— What you need to do —
Give the listing again character for character, but drop the images.
----- Recorded data
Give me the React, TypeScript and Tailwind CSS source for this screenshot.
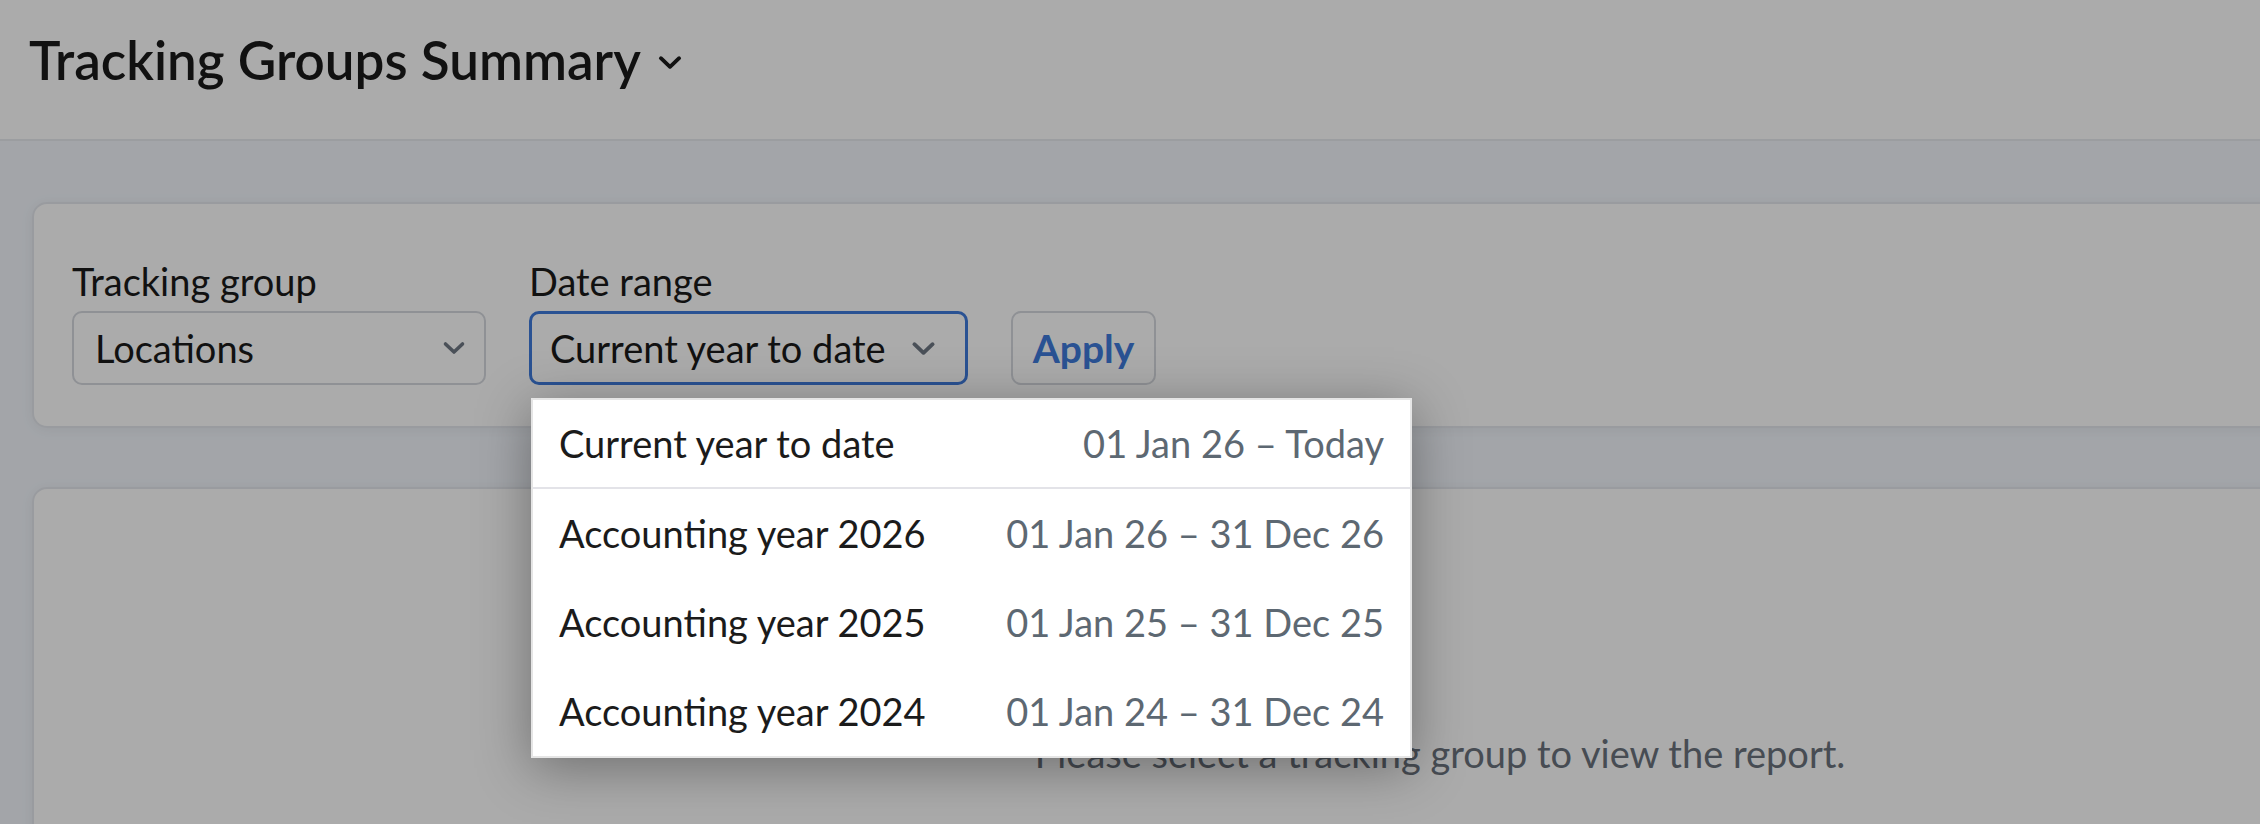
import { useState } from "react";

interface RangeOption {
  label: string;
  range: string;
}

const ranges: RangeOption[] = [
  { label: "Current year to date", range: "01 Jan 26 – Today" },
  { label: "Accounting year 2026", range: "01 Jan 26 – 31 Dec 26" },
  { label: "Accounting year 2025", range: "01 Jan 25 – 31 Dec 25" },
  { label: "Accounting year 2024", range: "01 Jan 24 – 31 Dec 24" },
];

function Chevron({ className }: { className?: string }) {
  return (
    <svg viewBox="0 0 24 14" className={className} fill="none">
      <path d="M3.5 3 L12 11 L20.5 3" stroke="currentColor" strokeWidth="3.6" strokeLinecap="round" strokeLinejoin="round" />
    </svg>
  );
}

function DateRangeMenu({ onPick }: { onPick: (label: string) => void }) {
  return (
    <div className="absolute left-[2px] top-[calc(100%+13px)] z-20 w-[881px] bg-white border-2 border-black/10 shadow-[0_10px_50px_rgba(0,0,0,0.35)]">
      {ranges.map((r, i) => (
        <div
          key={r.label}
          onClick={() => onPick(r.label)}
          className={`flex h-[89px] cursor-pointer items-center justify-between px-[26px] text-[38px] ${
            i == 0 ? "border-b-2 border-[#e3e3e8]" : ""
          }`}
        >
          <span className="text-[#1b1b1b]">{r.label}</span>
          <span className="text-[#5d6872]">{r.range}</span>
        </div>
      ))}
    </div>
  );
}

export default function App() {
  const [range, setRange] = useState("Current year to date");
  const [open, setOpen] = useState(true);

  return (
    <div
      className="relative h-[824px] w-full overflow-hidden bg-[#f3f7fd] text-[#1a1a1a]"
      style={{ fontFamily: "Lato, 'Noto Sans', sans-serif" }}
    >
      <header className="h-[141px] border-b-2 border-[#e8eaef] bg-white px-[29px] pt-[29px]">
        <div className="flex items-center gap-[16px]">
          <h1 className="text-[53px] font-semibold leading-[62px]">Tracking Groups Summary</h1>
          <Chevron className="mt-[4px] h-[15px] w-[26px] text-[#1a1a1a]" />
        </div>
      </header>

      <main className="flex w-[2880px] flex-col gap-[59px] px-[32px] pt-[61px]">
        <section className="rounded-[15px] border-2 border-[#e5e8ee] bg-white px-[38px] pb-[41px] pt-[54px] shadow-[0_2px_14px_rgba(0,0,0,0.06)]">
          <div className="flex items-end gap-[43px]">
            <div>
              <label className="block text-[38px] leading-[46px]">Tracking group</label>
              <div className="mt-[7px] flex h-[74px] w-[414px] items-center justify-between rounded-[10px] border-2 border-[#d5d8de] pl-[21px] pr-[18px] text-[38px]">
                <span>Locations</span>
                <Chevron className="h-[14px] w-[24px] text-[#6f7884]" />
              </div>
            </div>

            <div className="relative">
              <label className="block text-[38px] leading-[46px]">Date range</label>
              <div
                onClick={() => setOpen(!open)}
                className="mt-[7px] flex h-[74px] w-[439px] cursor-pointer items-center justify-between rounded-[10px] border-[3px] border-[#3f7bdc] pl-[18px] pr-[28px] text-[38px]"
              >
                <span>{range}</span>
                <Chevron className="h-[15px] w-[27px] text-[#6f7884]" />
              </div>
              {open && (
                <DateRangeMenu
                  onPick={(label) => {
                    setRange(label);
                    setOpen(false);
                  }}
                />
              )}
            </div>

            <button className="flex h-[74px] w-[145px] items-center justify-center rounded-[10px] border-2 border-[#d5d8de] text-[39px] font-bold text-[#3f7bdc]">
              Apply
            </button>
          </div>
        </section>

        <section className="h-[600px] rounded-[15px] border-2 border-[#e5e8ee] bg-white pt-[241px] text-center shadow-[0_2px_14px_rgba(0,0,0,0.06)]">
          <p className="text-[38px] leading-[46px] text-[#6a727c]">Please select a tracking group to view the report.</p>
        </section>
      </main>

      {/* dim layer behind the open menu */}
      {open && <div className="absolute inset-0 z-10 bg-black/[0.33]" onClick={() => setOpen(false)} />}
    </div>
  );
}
----------
— Written answer —
Give me the React, TypeScript and Tailwind CSS source for this screenshot.
import { useState } from "react";

interface RangeOption {
  label: string;
  range: string;
}

const ranges: RangeOption[] = [
  { label: "Current year to date", range: "01 Jan 26 – Today" },
  { label: "Accounting year 2026", range: "01 Jan 26 – 31 Dec 26" },
  { label: "Accounting year 2025", range: "01 Jan 25 – 31 Dec 25" },
  { label: "Accounting year 2024", range: "01 Jan 24 – 31 Dec 24" },
];

function Chevron({ className }: { className?: string }) {
  return (
    <svg viewBox="0 0 24 14" className={className} fill="none">
      <path d="M3.5 3 L12 11 L20.5 3" stroke="currentColor" strokeWidth="3.6" strokeLinecap="round" strokeLinejoin="round" />
    </svg>
  );
}

function DateRangeMenu({ onPick }: { onPick: (label: string) => void }) {
  return (
    <div className="absolute left-[2px] top-[calc(100%+13px)] z-20 w-[881px] bg-white border-2 border-black/10 shadow-[0_10px_50px_rgba(0,0,0,0.35)]">
      {ranges.map((r, i) => (
        <div
          key={r.label}
          onClick={() => onPick(r.label)}
          className={`flex h-[89px] cursor-pointer items-center justify-between px-[26px] text-[38px] ${
            i == 0 ? "border-b-2 border-[#e3e3e8]" : ""
          }`}
        >
          <span className="text-[#1b1b1b]">{r.label}</span>
          <span className="text-[#5d6872]">{r.range}</span>
        </div>
      ))}
    </div>
  );
}

export default function App() {
  const [range, setRange] = useState("Current year to date");
  const [open, setOpen] = useState(true);

  return (
    <div
      className="relative h-[824px] w-full overflow-hidden bg-[#f3f7fd] text-[#1a1a1a]"
      style={{ fontFamily: "Lato, 'Noto Sans', sans-serif" }}
    >
      <header className="h-[141px] border-b-2 border-[#e8eaef] bg-white px-[29px] pt-[29px]">
        <div className="flex items-center gap-[16px]">
          <h1 className="text-[53px] font-semibold leading-[62px]">Tracking Groups Summary</h1>
          <Chevron className="mt-[4px] h-[15px] w-[26px] text-[#1a1a1a]" />
        </div>
      </header>

      <main className="flex w-[2880px] flex-col gap-[59px] px-[32px] pt-[61px]">
        <section className="rounded-[15px] border-2 border-[#e5e8ee] bg-white px-[38px] pb-[41px] pt-[54px] shadow-[0_2px_14px_rgba(0,0,0,0.06)]">
          <div className="flex items-end gap-[43px]">
            <div>
              <label className="block text-[38px] leading-[46px]">Tracking group</label>
              <div className="mt-[7px] flex h-[74px] w-[414px] items-center justify-between rounded-[10px] border-2 border-[#d5d8de] pl-[21px] pr-[18px] text-[38px]">
                <span>Locations</span>
                <Chevron className="h-[14px] w-[24px] text-[#6f7884]" />
              </div>
            </div>

            <div className="relative">
              <label className="block text-[38px] leading-[46px]">Date range</label>
              <div
                onClick={() => setOpen(!open)}
                className="mt-[7px] flex h-[74px] w-[439px] cursor-pointer items-center justify-between rounded-[10px] border-[3px] border-[#3f7bdc] pl-[18px] pr-[28px] text-[38px]"
              >
                <span>{range}</span>
                <Chevron className="h-[15px] w-[27px] text-[#6f7884]" />
              </div>
              {open && (
                <DateRangeMenu
                  onPick={(label) => {
                    setRange(label);
                    setOpen(false);
                  }}
                />
              )}
            </div>

            <button className="flex h-[74px] w-[145px] items-center justify-center rounded-[10px] border-2 border-[#d5d8de] text-[39px] font-bold text-[#3f7bdc]">
              Apply
            </button>
          </div>
        </section>

        <section className="h-[600px] rounded-[15px] border-2 border-[#e5e8ee] bg-white pt-[241px] text-center shadow-[0_2px_14px_rgba(0,0,0,0.06)]">
          <p className="text-[38px] leading-[46px] text-[#6a727c]">Please select a tracking group to view the report.</p>
        </section>
      </main>

      {/* dim layer behind the open menu */}
      {open && <div className="absolute inset-0 z-10 bg-black/[0.33]" onClick={() => setOpen(false)} />}
    </div>
  );
}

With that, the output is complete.